GIVEN TASK: Leave out the pictures and retype only the lines from the opening line to the line that holds "import React from", both ends included.

GIVEN INFORMATION:

__________

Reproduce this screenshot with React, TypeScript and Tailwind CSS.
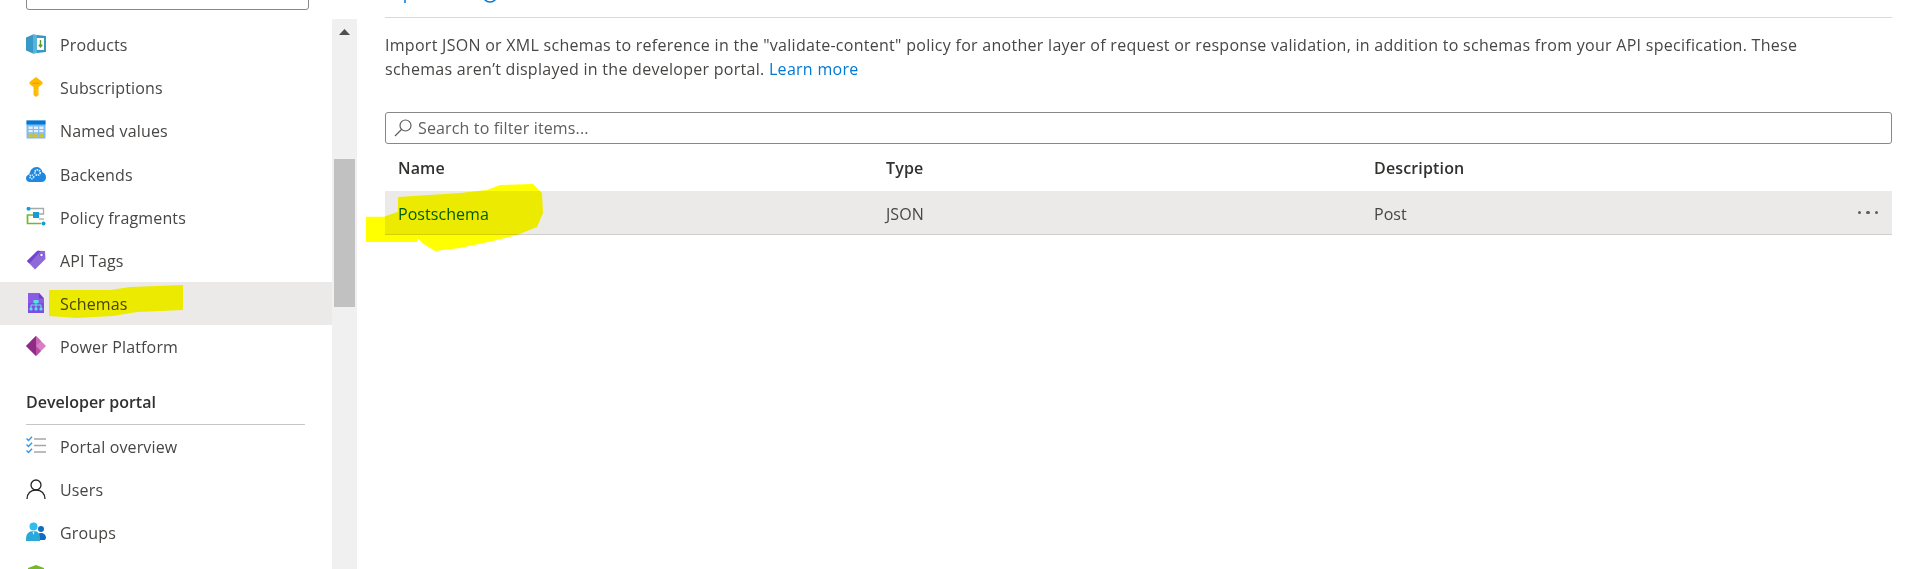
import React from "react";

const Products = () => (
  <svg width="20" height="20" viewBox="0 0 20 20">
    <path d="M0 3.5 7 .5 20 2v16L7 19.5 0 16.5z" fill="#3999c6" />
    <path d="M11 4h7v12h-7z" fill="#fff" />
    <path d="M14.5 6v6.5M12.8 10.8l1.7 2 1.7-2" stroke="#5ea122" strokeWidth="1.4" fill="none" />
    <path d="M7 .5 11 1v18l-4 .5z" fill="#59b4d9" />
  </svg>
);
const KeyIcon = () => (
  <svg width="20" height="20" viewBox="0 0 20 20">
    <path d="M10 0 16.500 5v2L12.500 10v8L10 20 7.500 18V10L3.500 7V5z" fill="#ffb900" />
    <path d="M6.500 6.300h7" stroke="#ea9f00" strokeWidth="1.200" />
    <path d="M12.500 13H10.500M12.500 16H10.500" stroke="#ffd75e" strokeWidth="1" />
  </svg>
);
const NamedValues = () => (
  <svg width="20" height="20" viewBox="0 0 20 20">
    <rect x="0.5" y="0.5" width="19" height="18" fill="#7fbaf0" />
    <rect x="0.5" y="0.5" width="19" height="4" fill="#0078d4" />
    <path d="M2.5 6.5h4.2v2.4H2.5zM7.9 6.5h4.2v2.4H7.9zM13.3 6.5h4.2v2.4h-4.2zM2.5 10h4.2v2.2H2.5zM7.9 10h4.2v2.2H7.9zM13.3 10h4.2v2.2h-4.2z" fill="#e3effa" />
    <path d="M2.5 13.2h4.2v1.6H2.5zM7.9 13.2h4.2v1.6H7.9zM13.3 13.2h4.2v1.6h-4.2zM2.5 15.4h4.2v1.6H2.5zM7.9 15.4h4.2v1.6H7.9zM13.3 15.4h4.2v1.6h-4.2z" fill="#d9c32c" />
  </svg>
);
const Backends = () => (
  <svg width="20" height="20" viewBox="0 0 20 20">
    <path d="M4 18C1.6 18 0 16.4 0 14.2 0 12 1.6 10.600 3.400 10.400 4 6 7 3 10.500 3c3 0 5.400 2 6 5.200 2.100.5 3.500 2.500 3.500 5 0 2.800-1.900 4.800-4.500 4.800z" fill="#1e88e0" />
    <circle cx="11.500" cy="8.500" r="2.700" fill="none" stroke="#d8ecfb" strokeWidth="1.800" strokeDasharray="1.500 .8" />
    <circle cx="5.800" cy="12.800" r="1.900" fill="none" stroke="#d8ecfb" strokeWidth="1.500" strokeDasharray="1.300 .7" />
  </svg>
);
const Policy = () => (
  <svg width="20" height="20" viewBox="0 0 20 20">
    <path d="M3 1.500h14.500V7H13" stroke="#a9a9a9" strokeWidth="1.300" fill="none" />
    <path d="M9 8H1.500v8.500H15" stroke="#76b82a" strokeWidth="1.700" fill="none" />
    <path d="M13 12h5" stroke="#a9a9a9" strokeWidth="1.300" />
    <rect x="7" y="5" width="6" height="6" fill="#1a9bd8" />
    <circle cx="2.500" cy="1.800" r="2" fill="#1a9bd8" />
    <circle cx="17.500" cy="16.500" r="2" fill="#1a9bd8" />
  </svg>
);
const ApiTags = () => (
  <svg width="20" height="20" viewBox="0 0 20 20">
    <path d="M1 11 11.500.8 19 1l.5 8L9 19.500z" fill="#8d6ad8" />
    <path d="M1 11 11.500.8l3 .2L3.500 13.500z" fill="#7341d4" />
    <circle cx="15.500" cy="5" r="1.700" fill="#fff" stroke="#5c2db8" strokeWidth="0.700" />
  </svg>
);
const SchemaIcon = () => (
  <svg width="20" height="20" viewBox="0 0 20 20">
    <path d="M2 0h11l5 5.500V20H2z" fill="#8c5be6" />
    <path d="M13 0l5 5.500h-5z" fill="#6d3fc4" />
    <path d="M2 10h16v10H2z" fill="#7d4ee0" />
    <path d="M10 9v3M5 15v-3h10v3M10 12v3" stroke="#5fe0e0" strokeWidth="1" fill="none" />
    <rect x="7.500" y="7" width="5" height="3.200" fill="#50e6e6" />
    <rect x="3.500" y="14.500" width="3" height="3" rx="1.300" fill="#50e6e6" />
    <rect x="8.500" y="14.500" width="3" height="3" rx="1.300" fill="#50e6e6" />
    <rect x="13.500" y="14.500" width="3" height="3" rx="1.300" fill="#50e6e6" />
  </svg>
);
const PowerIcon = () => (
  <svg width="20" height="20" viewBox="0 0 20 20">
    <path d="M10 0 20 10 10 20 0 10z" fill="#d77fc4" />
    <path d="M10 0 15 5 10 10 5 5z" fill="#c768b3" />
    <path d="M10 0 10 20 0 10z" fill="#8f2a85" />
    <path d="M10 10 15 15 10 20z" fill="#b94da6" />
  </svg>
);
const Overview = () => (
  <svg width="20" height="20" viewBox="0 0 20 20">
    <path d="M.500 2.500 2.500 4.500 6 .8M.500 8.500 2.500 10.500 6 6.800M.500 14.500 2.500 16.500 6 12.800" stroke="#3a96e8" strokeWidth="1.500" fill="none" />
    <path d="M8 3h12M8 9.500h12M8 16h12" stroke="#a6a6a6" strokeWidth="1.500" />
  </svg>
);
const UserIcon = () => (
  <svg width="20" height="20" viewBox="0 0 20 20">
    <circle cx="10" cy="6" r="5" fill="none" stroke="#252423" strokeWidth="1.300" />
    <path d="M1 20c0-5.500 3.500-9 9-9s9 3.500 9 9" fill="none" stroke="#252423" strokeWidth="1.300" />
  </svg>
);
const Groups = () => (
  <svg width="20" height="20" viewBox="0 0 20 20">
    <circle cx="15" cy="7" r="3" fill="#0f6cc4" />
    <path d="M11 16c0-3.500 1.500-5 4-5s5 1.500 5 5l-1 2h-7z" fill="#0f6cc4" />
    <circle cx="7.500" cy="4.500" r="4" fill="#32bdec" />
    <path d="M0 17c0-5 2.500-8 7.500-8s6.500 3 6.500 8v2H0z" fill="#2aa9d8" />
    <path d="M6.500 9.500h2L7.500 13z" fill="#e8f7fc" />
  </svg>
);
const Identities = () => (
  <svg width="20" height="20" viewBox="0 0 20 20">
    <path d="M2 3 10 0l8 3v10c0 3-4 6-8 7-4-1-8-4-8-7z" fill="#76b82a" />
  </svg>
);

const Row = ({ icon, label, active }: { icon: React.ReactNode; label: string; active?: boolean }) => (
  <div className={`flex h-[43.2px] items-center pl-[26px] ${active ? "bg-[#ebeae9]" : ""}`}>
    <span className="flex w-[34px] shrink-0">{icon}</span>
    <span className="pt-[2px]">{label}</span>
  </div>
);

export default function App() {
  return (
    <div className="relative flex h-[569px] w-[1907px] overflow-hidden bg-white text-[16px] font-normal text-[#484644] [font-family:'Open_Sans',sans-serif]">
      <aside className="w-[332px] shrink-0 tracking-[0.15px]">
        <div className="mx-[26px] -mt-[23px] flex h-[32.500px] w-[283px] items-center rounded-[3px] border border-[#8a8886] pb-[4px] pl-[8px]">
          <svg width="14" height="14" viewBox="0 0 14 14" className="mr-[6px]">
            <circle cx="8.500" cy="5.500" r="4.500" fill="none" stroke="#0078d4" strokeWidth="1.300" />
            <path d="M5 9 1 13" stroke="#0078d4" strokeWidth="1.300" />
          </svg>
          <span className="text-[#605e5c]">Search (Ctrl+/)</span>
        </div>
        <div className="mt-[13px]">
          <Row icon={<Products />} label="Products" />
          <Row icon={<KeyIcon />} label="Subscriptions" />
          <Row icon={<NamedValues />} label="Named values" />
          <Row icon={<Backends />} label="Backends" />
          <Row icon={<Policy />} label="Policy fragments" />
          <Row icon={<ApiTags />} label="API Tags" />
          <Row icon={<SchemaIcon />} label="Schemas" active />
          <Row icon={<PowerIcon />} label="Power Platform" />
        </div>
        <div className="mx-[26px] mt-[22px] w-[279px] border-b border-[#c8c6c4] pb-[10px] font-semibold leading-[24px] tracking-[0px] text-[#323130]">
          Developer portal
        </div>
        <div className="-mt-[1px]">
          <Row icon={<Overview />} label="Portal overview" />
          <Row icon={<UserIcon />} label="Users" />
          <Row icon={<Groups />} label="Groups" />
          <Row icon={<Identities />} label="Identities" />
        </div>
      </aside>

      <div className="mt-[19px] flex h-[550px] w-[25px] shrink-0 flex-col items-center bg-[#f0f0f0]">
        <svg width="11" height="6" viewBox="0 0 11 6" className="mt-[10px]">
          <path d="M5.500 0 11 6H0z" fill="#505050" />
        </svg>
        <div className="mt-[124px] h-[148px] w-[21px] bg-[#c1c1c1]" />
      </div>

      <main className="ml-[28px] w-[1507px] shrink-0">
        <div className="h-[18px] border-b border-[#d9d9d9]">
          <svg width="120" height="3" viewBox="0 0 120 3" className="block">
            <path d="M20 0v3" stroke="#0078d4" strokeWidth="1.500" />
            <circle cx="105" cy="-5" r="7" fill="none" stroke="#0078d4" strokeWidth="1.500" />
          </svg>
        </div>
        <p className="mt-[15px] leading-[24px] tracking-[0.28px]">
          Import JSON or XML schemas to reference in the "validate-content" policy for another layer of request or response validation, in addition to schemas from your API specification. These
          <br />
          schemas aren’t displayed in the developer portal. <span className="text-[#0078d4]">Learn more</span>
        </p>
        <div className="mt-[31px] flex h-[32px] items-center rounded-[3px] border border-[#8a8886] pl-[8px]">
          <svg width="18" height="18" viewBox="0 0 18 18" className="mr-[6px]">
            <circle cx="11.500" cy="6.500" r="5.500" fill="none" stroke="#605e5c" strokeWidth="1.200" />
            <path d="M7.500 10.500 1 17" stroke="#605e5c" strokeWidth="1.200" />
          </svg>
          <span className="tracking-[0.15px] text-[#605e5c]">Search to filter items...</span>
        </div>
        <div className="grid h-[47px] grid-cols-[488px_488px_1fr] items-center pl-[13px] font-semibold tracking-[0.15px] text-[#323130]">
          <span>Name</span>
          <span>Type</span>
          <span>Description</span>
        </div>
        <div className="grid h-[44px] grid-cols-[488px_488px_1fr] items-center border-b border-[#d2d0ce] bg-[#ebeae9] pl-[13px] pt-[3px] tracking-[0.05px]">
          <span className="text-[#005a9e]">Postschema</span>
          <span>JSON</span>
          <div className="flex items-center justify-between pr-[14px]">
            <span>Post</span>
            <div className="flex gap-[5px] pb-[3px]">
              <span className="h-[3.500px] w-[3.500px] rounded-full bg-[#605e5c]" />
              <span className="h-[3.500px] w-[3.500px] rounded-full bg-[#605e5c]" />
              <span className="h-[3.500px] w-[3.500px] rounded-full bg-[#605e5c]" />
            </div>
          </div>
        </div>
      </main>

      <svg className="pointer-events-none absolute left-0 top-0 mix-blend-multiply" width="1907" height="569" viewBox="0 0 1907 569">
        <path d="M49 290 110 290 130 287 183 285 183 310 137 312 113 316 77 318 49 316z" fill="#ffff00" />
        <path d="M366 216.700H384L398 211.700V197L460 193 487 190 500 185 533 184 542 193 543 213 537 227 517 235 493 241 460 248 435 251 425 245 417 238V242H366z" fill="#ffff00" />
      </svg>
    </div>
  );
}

__________

ANSWER TO THIS TASK:
Reproduce this screenshot with React, TypeScript and Tailwind CSS.
import React from "react";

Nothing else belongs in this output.